Shivam Agarwal

Shivam Agarwal

PhD Thesis Title : Essays on Regulatory Risk in Financial Institutions

Supervisor: Professor Cal Muckley

External Examiner:
Professor John W Goodell
The University of Akron







Abstract

This dissertation is a compilation of three research essays that study regulatory risk in financial institutions, and the extent to which the firms culture influences it. Using hand collected data from multiple regulators and annual reports, I examine the credibility and novelty of regulatory guidance, the effect of regulatory announcements on the recipient and peer financial firms and finally, the way and extent to which corporate culture influences banking misconduct.

In the first essay, I study the question of whether regulatory forward guidance can mitigate financial misconduct in a specified area of regulation, by utilizing a matching procedure that maps forward guidance signal to the regulatory enforcements. Consistent with the forward guidance literature, I find that the regulatory guidance, provides a credible and novel signal, in relation to the future course of priority regulatory areas in financial services. Using a difference-in-differences identification strategy, I show that around months which contain an instance of forward guidance there is a 162 percent increase in the number of related enforcement actions, in comparison to  around  months  with  no forward  guidance. After accounting for persistence of the enforcement actions, forward guidance is associated with new information in respect to subsequent sanctions.

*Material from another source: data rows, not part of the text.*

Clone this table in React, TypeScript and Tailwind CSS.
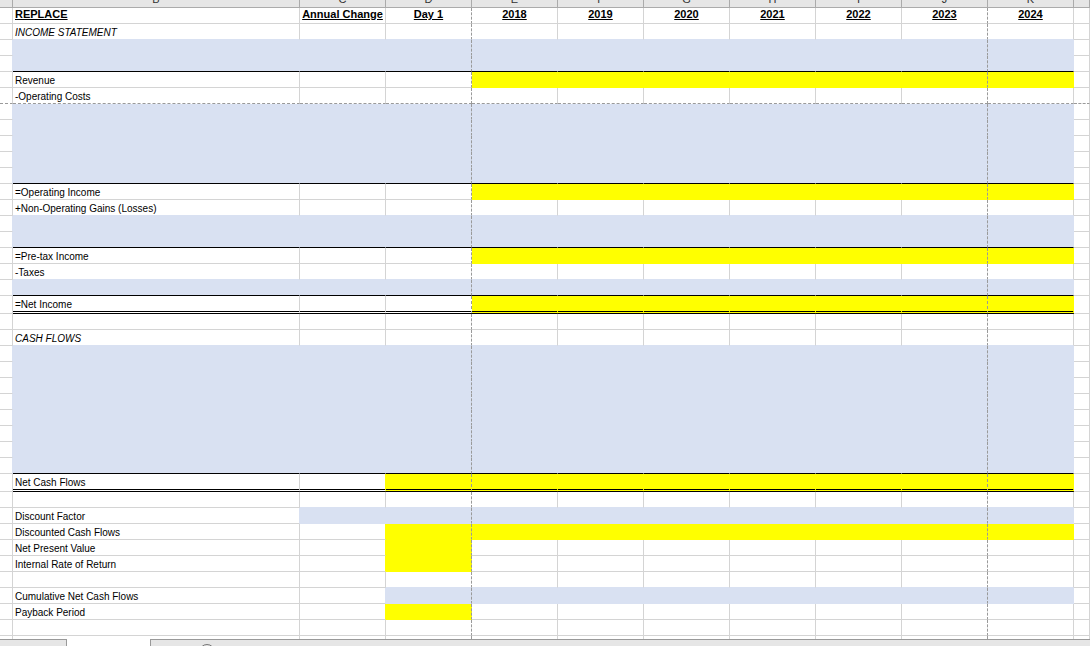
import React from 'react';

type Fill = 'b' | 'y';

interface Row {
  label?: string;
  italic?: boolean;
  title?: boolean;
  fill?: [number, number, Fill][];
  bottom?: 'black' | 'double' | 'dash';
  tall?: boolean;
}

const LETTERS = ['', 'B', 'C', 'D', 'E', 'F', 'G', 'H', 'I', 'J', 'K', ''];
const YEARS = ['2018', '2019', '2020', '2021', '2022', '2023', '2024'];

const BG: Record<Fill, string> = {
  b: 'bg-[#d9e1f2]',
  y: 'bg-[#ffff00]',
};

const BORDER_R: Record<string, string> = {
  grid: 'border-r-[#d4d4d4]',
  b: 'border-r-[#d9e1f2]',
  y: 'border-r-[#ffff00]',
  dash: 'border-r-[#9a9a9a] [border-right-style:dashed]',
};

const BORDER_B: Record<string, string> = {
  grid: 'border-b-[#d4d4d4]',
  b: 'border-b-[#d9e1f2]',
  y: 'border-b-[#ffff00]',
  black: 'border-b-black',
  double: 'border-b-black border-b-[3px] [border-bottom-style:double]',
  dash: 'border-b-[#9a9a9a] [border-bottom-style:dashed]',
};

const blue = (bottom?: 'black'): Row => ({ fill: [[1, 10, 'b']], bottom });
const yellowEK: [number, number, Fill][] = [[4, 10, 'y']];

const rows: Row[] = [
  { title: true },
  { label: 'INCOME STATEMENT', italic: true },
  blue(),
  blue('black'),
  { label: 'Revenue', fill: yellowEK },
  { label: '-Operating Costs', bottom: 'dash' },
  blue(),
  blue(),
  blue(),
  blue(),
  blue('black'),
  { label: '=Operating Income', fill: yellowEK },
  { label: '+Non-Operating Gains (Losses)' },
  blue(),
  blue('black'),
  { label: '=Pre-tax Income', fill: yellowEK },
  { label: '-Taxes' },
  blue('black'),
  { label: '=Net Income', fill: yellowEK, bottom: 'double', tall: true },
  {},
  { label: 'CASH FLOWS', italic: true },
  blue(),
  blue(),
  blue(),
  blue(),
  blue(),
  blue(),
  blue(),
  blue('black'),
  { label: 'Net Cash Flows', fill: [[3, 10, 'y']], bottom: 'double', tall: true },
  {},
  { label: 'Discount Factor', fill: [[2, 10, 'b']] },
  { label: 'Discounted Cash Flows', fill: [[3, 10, 'y']] },
  { label: 'Net Present Value', fill: [[3, 3, 'y']] },
  { label: 'Internal Rate of Return', fill: [[3, 3, 'y']] },
  {},
  { label: 'Cumulative Net Cash Flows', fill: [[3, 10, 'b']] },
  { label: 'Payback Period', fill: [[3, 3, 'y']] },
  {},
  {},
  {},
];

function fillAt(row: Row | undefined, col: number): Fill | undefined {
  if (!row || !row.fill) return undefined;
  for (const [a, b, f] of row.fill) {
    if (col >= a && col <= b) return f;
  }
  return undefined;
}

function HeaderRow() {
  return (
    <div className="grid grid-cols-[13px_287px_repeat(9,86px)_1fr] h-[8px] bg-[#e6e6e6]">
      {LETTERS.map((l, i) => (
        <div
          key={i}
          className="flex items-end justify-center overflow-hidden border-r border-b border-[#ababab]"
        >
          <span className="mb-[2px] text-[11px] leading-none text-[#333]">{l}</span>
        </div>
      ))}
    </div>
  );
}

function TitleContent({ col }: { col: number }) {
  const cls = 'text-[11px] font-bold underline leading-none';
  if (col === 1) return <span className={cls}>REPLACE</span>;
  if (col === 2) return <span className={cls}>Annual Change</span>;
  if (col === 3) return <span className={cls}>Day 1</span>;
  if (col >= 4 && col <= 10) return <span className={cls}>{YEARS[col - 4]}</span>;
  return null;
}

function SheetRow({ row, next }: { row: Row; next?: Row }) {
  return (
    <div
      className={`grid grid-cols-[13px_287px_repeat(9,86px)_1fr] ${row.tall ? 'h-[18px]' : 'h-[16px]'}`}
    >
      {LETTERS.map((_, col) => {
        const own = fillAt(row, col);
        const right = fillAt(row, col + 1);
        const below = fillAt(next, col);

        let r = own || right || 'grid';
        if (col === 3 || col === 9) r = 'dash';

        let b: string = own || below || 'grid';
        if (row.bottom === 'dash') b = 'dash';
        else if (row.bottom && col >= 1 && col <= 10) b = row.bottom;

        const align = row.title
          ? col === 1
            ? 'justify-start pl-[2px] pb-[3px]'
            : 'justify-center pb-[3px]'
          : 'justify-start pl-[2px] pb-[1px]';

        return (
          <div
            key={col}
            className={`flex items-end overflow-visible whitespace-nowrap border-r border-b ${BORDER_R[r]} ${BORDER_B[b]} ${own ? BG[own] : ''} ${align}`}
          >
            {row.title ? (
              <TitleContent col={col} />
            ) : col === 1 && row.label ? (
              <span className={`text-[10px] leading-none ${row.italic ? 'italic' : ''}`}>
                {row.label}
              </span>
            ) : null}
          </div>
        );
      })}
    </div>
  );
}

export default function App() {
  return (
    <div className="w-[1090px] h-[646px] overflow-hidden bg-white text-black font-['Liberation_Sans',Arial,sans-serif] flex flex-col">
      <div className="h-[639px] overflow-hidden">
        <HeaderRow />
        {rows.map((row, i) => (
          <SheetRow key={i} row={row} next={rows[i + 1]} />
        ))}
      </div>
      <div className="flex h-[7px]">
        <div className="w-[67px] bg-[#e6e6e6] border-t border-r border-[#999]" />
        <div className="w-[83px] bg-white" />
        <div className="flex-1 overflow-hidden bg-[#e6e6e6] border-t border-l border-[#999]">
          <div className="ml-[48px] mt-[4px] w-[16px] h-[16px] rounded-full border border-[#777]" />
        </div>
      </div>
    </div>
  );
}
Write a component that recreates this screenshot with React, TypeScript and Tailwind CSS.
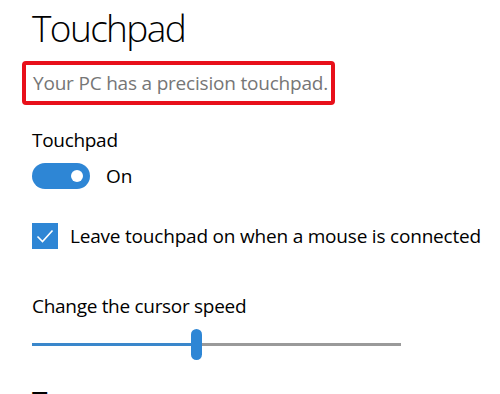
import React from "react";

export default function App() {
  return (
    <div
      className="w-[500px] h-[394px] overflow-hidden bg-white text-black"
      style={{ fontFamily: '"Open Sans", "Noto Sans", sans-serif' }}
    >
      <div className="pl-8">
        <h1 className="text-[37px] leading-[44px] font-light tracking-[-1.6px] pt-[6px] h-[61px]">Touchpad</h1>
        <div className="ml-[-10px] w-[313px] h-[44px] border-[4px] border-[#e8101a] rounded-[4px] flex items-center pl-[7px]">
          <span className="text-[19px] text-[#767676] tracking-[-0.2px] whitespace-nowrap">Your PC has a precision touchpad.</span>
        </div>
        <div className="mt-[22px] text-[19px] leading-[26px] tracking-[-0.3px]">Touchpad</div>
        <div className="mt-[10px] flex items-center h-[26px]">
          <div className="w-[58px] h-[26px] rounded-full bg-[#2e86d5] flex items-center justify-end pr-[7px]">
            <div className="w-[12px] h-[12px] rounded-full bg-white" />
          </div>
          <span className="ml-[16px] text-[19px] leading-[26px]">On</span>
        </div>
        <div className="mt-[34px] flex items-center h-[26px]">
          <div className="w-[26px] h-[26px] bg-[#2e86d5] flex items-center justify-center">
            <svg width="20" height="20" viewBox="0 0 20 20" fill="none">
              <path d="M2.5 10.5 L7.5 15.5 L17.5 4.5" stroke="white" strokeWidth="1.6" />
            </svg>
          </div>
          <span className="ml-[12px] text-[19px] leading-[26px] tracking-[-0.2px] whitespace-nowrap">Leave touchpad on when a mouse is connected</span>
        </div>
        <div className="mt-[44px] text-[19px] leading-[26px] tracking-[-0.3px]">Change the cursor speed</div>
        <div className="mt-[10px] relative w-[369px] h-[31px] flex items-center">
          <div className="h-[3px] w-[159px] bg-[#3a87cb]" />
          <div className="h-[3px] flex-1 bg-[#9a9a9a]" />
          <div className="absolute left-[159px] top-0 w-[11px] h-[31px] rounded-full bg-[#2e86d5]" />
        </div>
        <div className="mt-[23px] text-[28px] leading-[36px] font-normal">Taps</div>
      </div>
    </div>
  );
}
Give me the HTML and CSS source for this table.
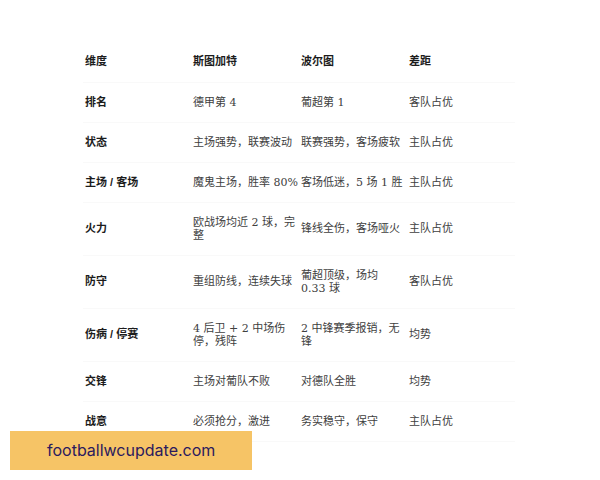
FILE: index.html
```html
<!DOCTYPE html>
<html lang="zh">
<head>
<meta charset="utf-8">
<link rel="stylesheet" href="styles.css">
</head>
<body>
<div class="page">
  <table class="cmp">
    <thead>
      <tr><th>维度</th><th>斯图加特</th><th>波尔图</th><th>差距</th></tr>
    </thead>
    <tbody>
      <tr><th>排名</th><td>德甲第 4</td><td>葡超第 1</td><td>客队占优</td></tr>
      <tr><th>状态</th><td>主场强势，联赛波动</td><td>联赛强势，客场疲软</td><td>主队占优</td></tr>
      <tr><th>主场 / 客场</th><td>魔鬼主场，胜率 80%</td><td>客场低迷，5 场 1 胜</td><td>主队占优</td></tr>
      <tr><th>火力</th><td>欧战场均近 2 球，完整</td><td>锋线全伤，客场哑火</td><td>主队占优</td></tr>
      <tr><th>防守</th><td>重组防线，连续失球</td><td>葡超顶级，场均 0.33 球</td><td>客队占优</td></tr>
      <tr><th>伤病 / 停赛</th><td>4 后卫 + 2 中场伤停，残阵</td><td>2 中锋赛季报销，无锋</td><td>均势</td></tr>
      <tr><th>交锋</th><td>主场对葡队不败</td><td>对德队全胜</td><td>均势</td></tr>
      <tr><th>战意</th><td>必须抢分，激进</td><td>务实稳守，保守</td><td>主队占优</td></tr>
    </tbody>
  </table>
  <div class="mark">footballwcupdate.com</div>
</div>
</body>
</html>
```
FILE: styles.css
```css
html, body {
  margin: 0;
  padding: 0;
  background: #ffffff;
}
.page {
  position: relative;
  width: 600px;
  height: 480px;
  padding: 42px 0 0 83px;
  box-sizing: border-box;
}
.cmp {
  border-collapse: collapse;
  table-layout: fixed;
  width: 432px;
  font-family: "DejaVu Serif", "Noto Sans CJK SC", serif;
  font-size: 11px;
  line-height: 13px;
  color: #404040;
}
.cmp tr {
  height: 40px;
}
.cmp th, .cmp td {
  padding: 13px 0 13px 2px;
  text-align: left;
  vertical-align: middle;
  border-bottom: 1px solid #f9f9f9;
}
.cmp td:nth-child(3) {
  padding-right: 3px;
}
.cmp th {
  font-family: "Liberation Sans", "Noto Sans CJK SC", sans-serif;
  font-weight: 700;
  color: #1c1c1c;
}
.mark {
  position: absolute;
  left: 10px;
  top: 431px;
  width: 205px;
  height: 39px;
  padding-left: 37px;
  background: #f6c466;
  color: #2b1a5e;
  font-family: "Inter", "Noto Sans", sans-serif;
  font-size: 16px;
  line-height: 39px;
}
```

In the second essay, I examine the capital market reaction to  regulatory enforcement announcements on recipient and peer financial firms. Despite the importance and size of enforcement actions in financial firms, only a few papers have focused on the capital market reactions on the sanctioned firms, while no papers have studied the impact of enforcements on financial peer firms. Focusing on the pure signals regulatory enforcements sanctions in the United Kingdom, I find evidence of negative capital market reaction not only on the sanctioned firms, but also, on peer firms. The spillover effect is more pronounced for financial firms with similar characteristics and business lines of sanctioned firms. This is followed by a persistent and negative post announcement drift on both the recipient and peer firms in the extended trading window. My findings, also highlight that enforcements which pierce the corporate veil have no impact on the capital market valuations of financial firms. These findings suggest that these regulatory enforcements carry a significant risk of contagion effect, which are particularly relevant to the regulatory authorities and to the peer firms.

In the third essay, I examine the extent and the way corporate culture influences corporate misconduct activities in banks. Despite the focus of regulatory bodies on the banking culture to mitigate misconduct, there has been no study to understand the role and influence of culture in misconduct within banks. Using the text in the 10-K reports as a proxy for corporate culture, I find that banks with a growth-oriented culture are more likely to receive enforcement actions whereas banks with a safety-oriented culture are less likely to receive enforcement actions. My findings are consistent with a trade-off between a culture of safety and growth in influencing bank risk-taking,  which I examine in the context of misconduct. Using 13 events of bank-branching de-regulations across 12 states following the Interstate Banking and Branching Efficiency Act (IBBEA) as exogenous shocks to the competitive environment in the banking system, I establish the causal effect of culture on misconducts.